A może i nie zwykłych, w końcu to dom wariatów.. Ciekawie przedstawiona sutyacja wojny domowej, Czeczeńców którzy są zwykłymi ludźmi i musieli sięgnąć po karabiny. Rosjan którzy są przerażeni, swoimi wrogami. Wiele mówi o tej wojnie scena kiedy rozamawiają dowódcy-Rosyjski i Czeczeński. Kiedyś służyli razem_teraz przeciwko sobie.. Oby więcej takich filmów, których istotą jest opowieść o ludziach w czasie wojny a nie strzelanka.. Z drugiej strony gdyby mniej było wojen, nie trzeba by kręcić takich filmów.
Świetna jest scena kiedy Zhanna gra na akordeonie, a w tle spada śmigłowiec ... Tak nierealna. Jak cały absurd wojny.

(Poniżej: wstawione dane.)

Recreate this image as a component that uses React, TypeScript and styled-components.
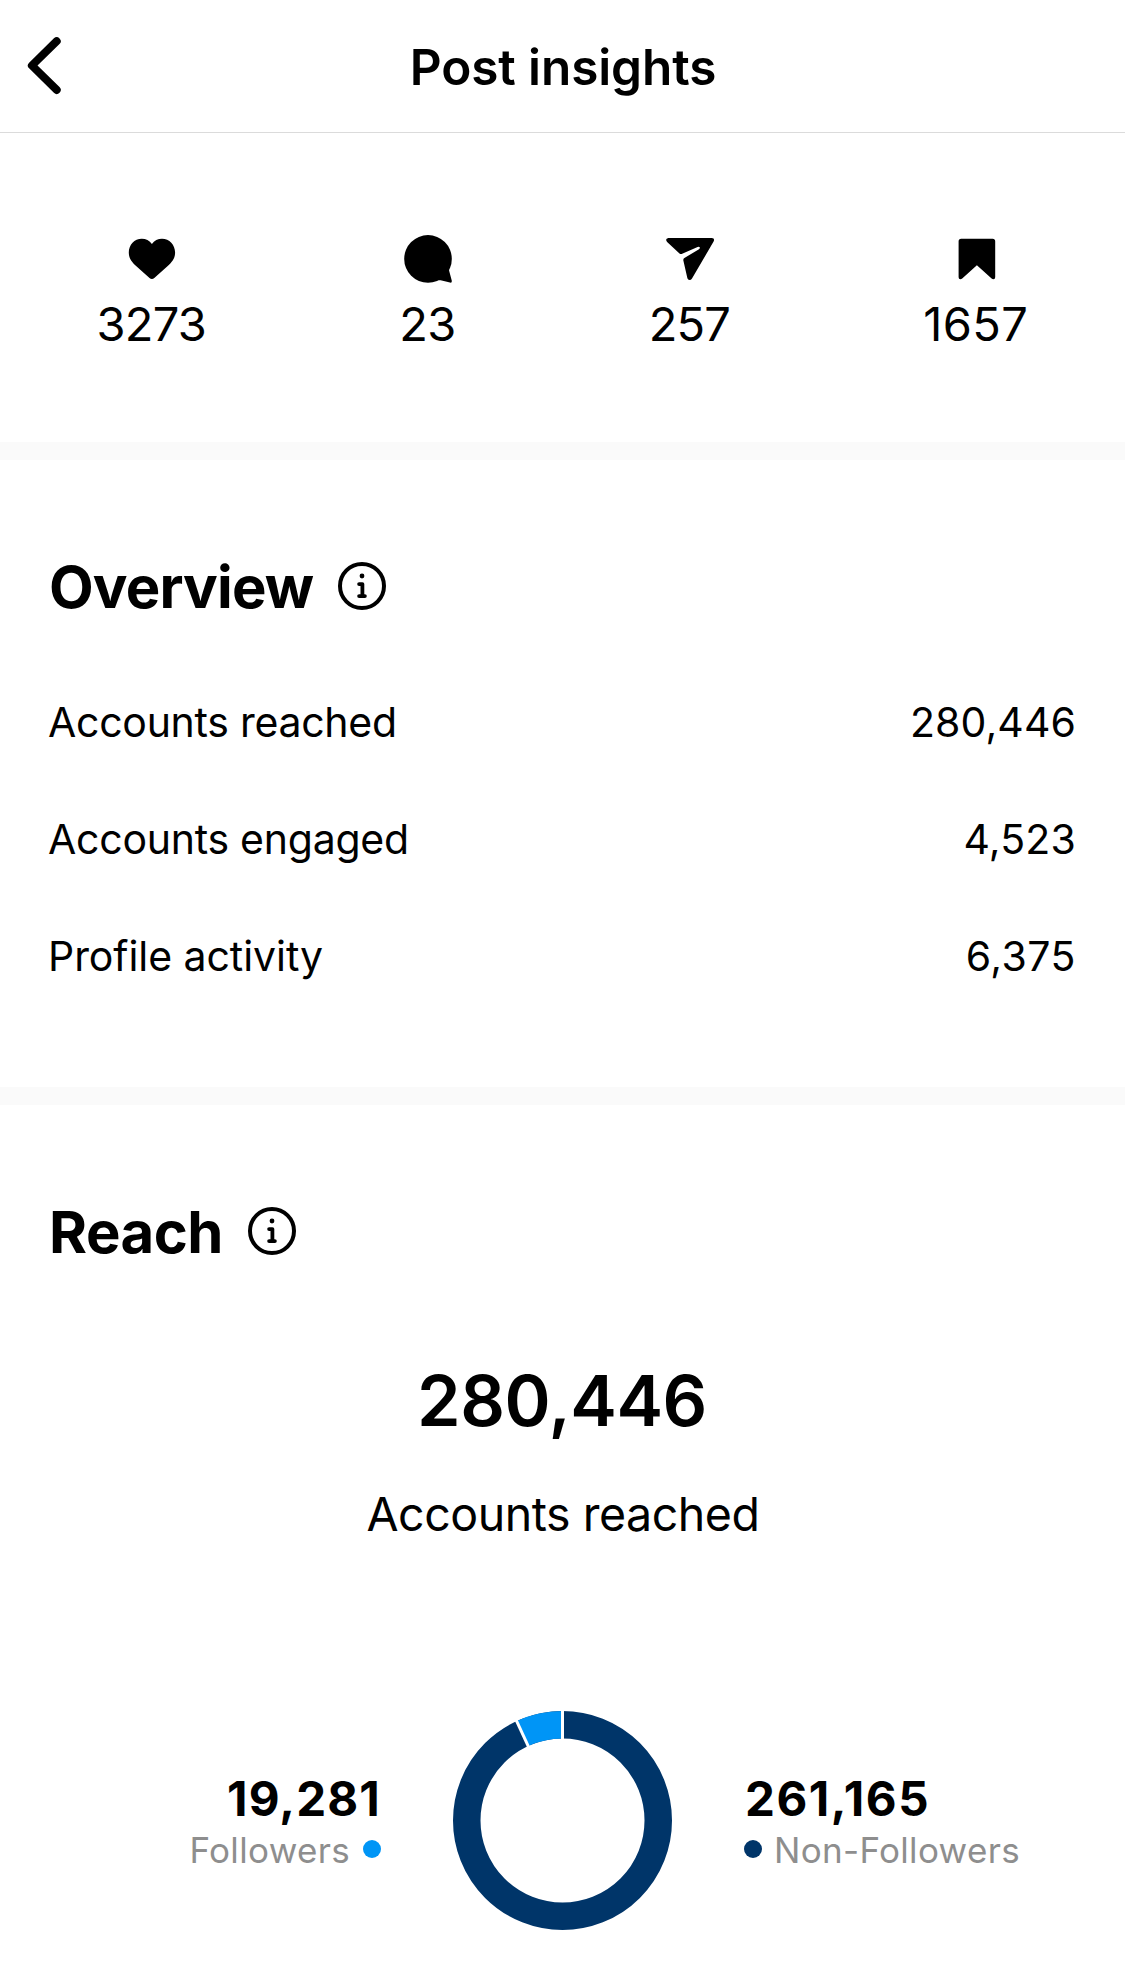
import React from 'react';
import styled, { createGlobalStyle } from 'styled-components';

const GlobalStyle = createGlobalStyle`
  *, *::before, *::after { box-sizing: border-box; }
  body {
    margin: 0;
    background: #fff;
    color: #000;
    font-family: Inter, "Liberation Sans", sans-serif;
  }
`;

const Screen = styled.main`
  display: flex;
  flex-direction: column;
  min-height: 1988px;
  background: #fff;
`;

const Header = styled.header`
  display: grid;
  grid-template-columns: 100px 1fr 100px;
  align-items: center;
  height: 133px;
  border-bottom: 1px solid #dbdbdb;
`;

const BackButton = styled.button`
  display: flex;
  align-items: center;
  padding: 0 0 0 24px;
  border: 0;
  background: none;
  color: inherit;
`;

const PageTitle = styled.h1`
  margin: 0;
  padding: 2px 0 0 1px;
  font-size: 49.5px;
  font-weight: 600;
  line-height: 60px;
  letter-spacing: -0.1px;
  text-align: center;
`;

const Stats = styled.section`
  display: flex;
  justify-content: space-around;
  height: 309px;
  padding-top: 102px;
`;

const Stat = styled.div`
  display: flex;
  flex-direction: column;
  align-items: center;
  gap: 17px;
`;

const StatValue = styled.span<{ $tracking: number }>`
  font-size: 47px;
  line-height: 48px;
  letter-spacing: ${p => p.$tracking}px;
`;

const Icon = styled.svg<{ $size?: number }>`
  display: block;
  flex: none;
  width: ${p => p.$size ?? 48}px;
  height: ${p => p.$size ?? 48}px;
  overflow: visible;
`;

const Divider = styled.div`
  height: 18px;
  background: #fafafa;
`;

const Section = styled.section<{ $bottom?: number }>`
  display: flex;
  flex-direction: column;
  padding: 96px 48px ${p => p.$bottom ?? 0}px 49px;
`;

const SectionHeader = styled.div`
  display: flex;
  align-items: center;
  gap: 25px;
  height: 60px;
`;

const SectionTitle = styled.h2<{ $tracking: number }>`
  margin: 0;
  padding-top: 2px;
  font-size: 58px;
  font-weight: 700;
  line-height: 60px;
  letter-spacing: ${p => p.$tracking}px;
`;

const MetricList = styled.dl`
  margin: 47px 1px 0 -1px;
`;

const Metric = styled.div`
  display: flex;
  align-items: center;
  justify-content: space-between;
  height: 117px;
  font-size: 41px;
  line-height: 50px;
`;

const MetricLabel = styled.dt<{ $tracking: number }>`
  letter-spacing: ${p => p.$tracking}px;
`;

const MetricValue = styled.dd<{ $tracking: number }>`
  margin: 0;
  letter-spacing: ${p => p.$tracking}px;
`;

const Total = styled.div`
  display: flex;
  flex-direction: column;
  align-items: center;
  gap: 43px;
  padding-top: 100px;
`;

const TotalValue = styled.strong`
  padding-right: 2px;
  font-size: 70px;
  font-weight: 600;
  line-height: 80px;
  letter-spacing: -0.45px;
`;

const TotalLabel = styled.span`
  font-size: 46.5px;
  line-height: 60px;
  letter-spacing: -0.47px;
`;

const Breakdown = styled.section`
  display: grid;
  grid-template-columns: 381px 219px 1fr;
  column-gap: 72px;
  align-items: center;
  margin-top: 167px;
`;

const Audience = styled.div<{ $align: 'flex-start' | 'flex-end' }>`
  display: flex;
  flex-direction: column;
  align-items: ${p => p.$align};
  gap: 6px;
  padding-top: 3px;
`;

const AudienceValue = styled.strong<{ $tracking: number; $inset?: number }>`
  padding-left: ${p => p.$inset ?? 0}px;
  font-size: 47.5px;
  font-weight: 700;
  line-height: 50px;
  letter-spacing: ${p => p.$tracking}px;
`;

const AudienceLabel = styled.div<{ $gap: number }>`
  display: flex;
  align-items: center;
  gap: ${p => p.$gap}px;
  color: #8e8e8e;
  font-size: 35px;
  line-height: 40px;
  letter-spacing: 0.32px;
`;

const Dot = styled.i<{ $color: string }>`
  width: 18px;
  height: 18px;
  margin-bottom: 2px;
  border-radius: 50%;
  background: ${p => p.$color};
`;

const BLUE = '#0095f6';
const NAVY = '#003569';

const HeartIcon = () => (
  <Icon viewBox="0 0 48 48">
    <path d="M24.9 9C27.2 5.6 31 3.7 35 3.7C42.4 3.7 48.1 9.7 48.1 17.6C48.1 23.5 45 27 41 30.7L27.3 43C25.9 44.3 23.9 44.3 22.5 43L8.8 30.7C4.9 27 1.8 23.5 1.8 17.6C1.8 9.7 7.4 3.7 14.8 3.7C18.8 3.7 22.6 5.6 24.9 9Z" />
  </Icon>
);

const CommentIcon = () => (
  <Icon viewBox="-0.6 0 48 48">
    <circle cx="24.4" cy="23.9" r="23.8" />
    <path d="M45.7 34.4Q45.3 35 45.6 36L48.2 45.8Q48.6 48 46.4 47.6L37 45.3Q36 45 35 45.3L28 30Z" />
  </Icon>
);

const SendIcon = () => (
  <Icon viewBox="-0.6 0 48 48">
    <path d="M2.7 3H46.2Q49.6 3.3 48 6.6L26.4 43.4Q25.5 45 24 45Q22.2 44.9 21.8 43.2L17.7 25.2Q17.6 23.7 18.8 23L33.4 14.2Q34.7 13.2 34.1 12.2Q33.4 11.4 32 12L16 18.9Q14.8 19.3 13.9 18.4L1.5 7Q-.9 3.9 2.7 3Z" />
  </Icon>
);

const BookmarkIcon = () => (
  <Icon viewBox="0 0 48 48">
    <path d="M9.2 3.7H40.6Q43.2 3.7 43.2 6.3V42.2Q43.2 44.2 41.4 44.2Q40.4 44.2 39.6 43.5L24.9 30.3L10.2 43.5Q9.4 44.2 8.4 44.2Q6.6 44.2 6.6 42.2V6.3Q6.6 3.7 9.2 3.7Z" />
  </Icon>
);

const InfoIcon = () => (
  <Icon viewBox="0 0 48 48" fill="none" stroke="#000" strokeLinecap="round" strokeLinejoin="round">
    <circle cx="24" cy="24" r="22" strokeWidth="4" />
    <circle cx="24" cy="14" r="2.4" fill="#000" stroke="none" />
    <path d="M21.1 22.1H24.4V34.1M21.1 34.1H26.9" strokeWidth="3.8" />
  </Icon>
);

const RADIUS = 95.75;
const polar = (r: number, deg: number) => {
  const a = ((deg - 90) * Math.PI) / 180;
  return `${109.5 + r * Math.cos(a)} ${109.5 + r * Math.sin(a)}`;
};

function Donut({ followers, others }: { followers: number; others: number }) {
  const split = 360 - (followers / (followers + others)) * 360;
  return (
    <Icon $size={219} viewBox="0 0 219 219" fill="none">
      <circle cx="109.5" cy="109.5" r={RADIUS} stroke={NAVY} strokeWidth="27.5" />
      <path
        d={`M${polar(RADIUS, split)}A${RADIUS} ${RADIUS} 0 0 1 ${polar(RADIUS, 360)}`}
        stroke={BLUE}
        strokeWidth="27.5"
      />
      <path d={`M${polar(80, split)}L${polar(112, split)}`} stroke="#fff" strokeWidth="3" />
      <path d={`M${polar(80, 0)}L${polar(112, 0)}`} stroke="#fff" strokeWidth="3" />
    </Icon>
  );
}

const stats = [
  { icon: <HeartIcon />, value: '3273', tracking: -0.75 },
  { icon: <CommentIcon />, value: '23', tracking: -0.66 },
  { icon: <SendIcon />, value: '257', tracking: -0.87 },
  { icon: <BookmarkIcon />, value: '1657', tracking: 0.45 },
];

const metrics = [
  { label: 'Accounts reached', value: '280,446', labelTracking: -0.27, valueTracking: 0.09 },
  { label: 'Accounts engaged', value: '4,523', labelTracking: -0.25, valueTracking: 0.18 },
  { label: 'Profile activity', value: '6,375', labelTracking: -0.06, valueTracking: 0.5 },
];

export default function App() {
  return (
    <>
      <GlobalStyle />
      <Screen>
        <Header>
          <BackButton aria-label="Back">
            <Icon $size={64} viewBox="0 0 64 64" fill="none">
              <path
                d="M32.7 7.2L7.9 31.5L32.7 55.9"
                stroke="#000"
                strokeWidth="8"
                strokeLinecap="round"
                strokeLinejoin="round"
              />
            </Icon>
          </BackButton>
          <PageTitle>Post insights</PageTitle>
        </Header>

        <Stats>
          {stats.map(s => (
            <Stat key={s.value}>
              {s.icon}
              <StatValue $tracking={s.tracking}>{s.value}</StatValue>
            </Stat>
          ))}
        </Stats>

        <Divider />

        <Section $bottom={73}>
          <SectionHeader>
            <SectionTitle $tracking={-0.85}>Overview</SectionTitle>
            <InfoIcon />
          </SectionHeader>
          <MetricList>
            {metrics.map(m => (
              <Metric key={m.label}>
                <MetricLabel $tracking={m.labelTracking}>{m.label}</MetricLabel>
                <MetricValue $tracking={m.valueTracking}>{m.value}</MetricValue>
              </Metric>
            ))}
          </MetricList>
        </Section>

        <Divider />

        <Section>
          <SectionHeader>
            <SectionTitle $tracking={-0.5}>Reach</SectionTitle>
            <InfoIcon />
          </SectionHeader>
          <Total>
            <TotalValue>280,446</TotalValue>
            <TotalLabel>Accounts reached</TotalLabel>
          </Total>
        </Section>

        <Breakdown>
          <Audience $align="flex-end">
            <AudienceValue $tracking={1.14}>19,281</AudienceValue>
            <AudienceLabel $gap={13}>
              Followers
              <Dot $color={BLUE} />
            </AudienceLabel>
          </Audience>
          <Donut followers={19281} others={261165} />
          <Audience $align="flex-start">
            <AudienceValue $tracking={1.5} $inset={1}>261,165</AudienceValue>
            <AudienceLabel $gap={12}>
              <Dot $color={NAVY} />
              Non-Followers
            </AudienceLabel>
          </Audience>
        </Breakdown>
      </Screen>
    </>
  );
}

... Czeczeńców którzy są zwykłymi ludźmi i musieli sięgnąć po karabiny ... -ryzykowna teza, biorąc pod uwagę, że jak nie mają karabinów w rękach to uprawiają mak i takie tam ...
Chorzy po stronie Czeczenów, dyrektor szpitala po stronie Rosjan.Po czyjej stronie jest Bryan Adams???
Mnie film nie poruszył, 5/10. Good night and good luck, esforty
Jakkolwiek nie podważam faktu, iż największym ,,producentem" opium (ok. 85%) jest Afganistan to nie mam też wątpliwości, że znaczącym finansowym elementem funkcjonowania czeczeńskich watażków, za nic mających sobie życie ludzkie, również życie rodaków,są pieniądze z handlu narkotykowego. Zapewne używając określenia: ,, ...uprawiają mak i takie tam ..." byłem nieprecyzyjny. Poprawiam się, w działaniach przemysłu narkotykowego Czeczenia specjalizuje się w dystrybucji, nieskrępowanej szczególnie, umożliwiło to zniesienie ceł przez Dudajewa i sprawieniem, że lotniska stały się przepuszczalne dla wszystkich towarów(broń i narkotyki) Określenie ,,mafia czeczeńska" to fakt a nie wymysł rosyjskiej prasy.Ci panowie zasiadają na państwowych posadach a zupełnie nie przeszkadza im posiadać prywatne armie i dbać o swe interesy.
Z drugiej strony nie chcę podważać, że w tej wojnie chodzi też o niepodległą i suwerenną Czeczenię, tyle że, Ci którzy ją podsycają woleliby mieć do czynienia z państwem niewydolnym i niekoniecznie demokratycznym.